Don't know what you are asking. @SIY gave you the correct answer. To get graphs like what you have post, you need to feed the DAC an "illegal" signal with infinite bandwidth, i.e. an impulse. Music is encoded at sampling rates that far limit its bandwidth and hence, you are not going to see that kind of ringing.
Any signal that reaches the DAC is legal by definition. What you and @SIY mean is that microphone recordings of natural instruments/voices made with an ADC and then played back without any processing -- except proper downsampling maybe -- cannot and do not contain signals that provoke extensive DAC filter ringing.

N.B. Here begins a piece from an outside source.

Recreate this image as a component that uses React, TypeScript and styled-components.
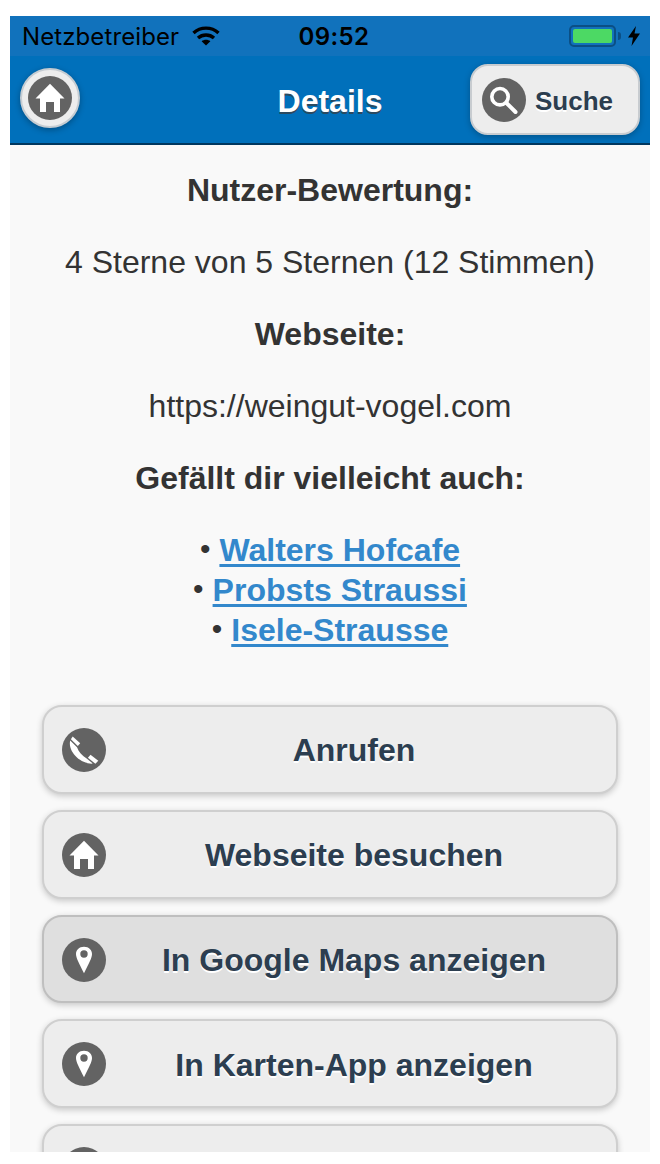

The moment electronic instruments are used or heavy nonlinear processing is applied (like compression and hard limiting, but even simple editing without crossfades) the signal *will* contain "edges" that provoke DAC filter ringing.
Same story with intersample overs.
 
The moment electronic instruments are used or heavy nonlinear processing is applied (like compression and hard limiting, but even simple editing without crossfades) the signal *will* contain "edges" that provoke DAC filter ringing.
Same story with intersample overs.

Can you elaborate on what you mean here? Do you mean in real time, because once its made into a WAV file at 44.1k it cannot contain "illegal" frequencies above nyquist.
 
What you and @SIY mean is that microphone recordings of natural instruments/voices made with an ADC and then played back without any processing -- except proper downsampling maybe -- cannot and do not contain signals that provoke extensive DAC filter ringing.
That is far more restrictive than what Amir and I are saying- ANY impulse, including electrical, MUST be bandlimited to fulfill the Shannon-Nyquist conditions. If you create a file (this is not a signal, this is a created file!) and bypass the antialiasing filter, that violates Nyquist-Shannon. So you're removing an essential component of the ADC-DAC process.

A legal signal for evaluating impulse response MUST be bandlimited to 1/2 the sampling frequency.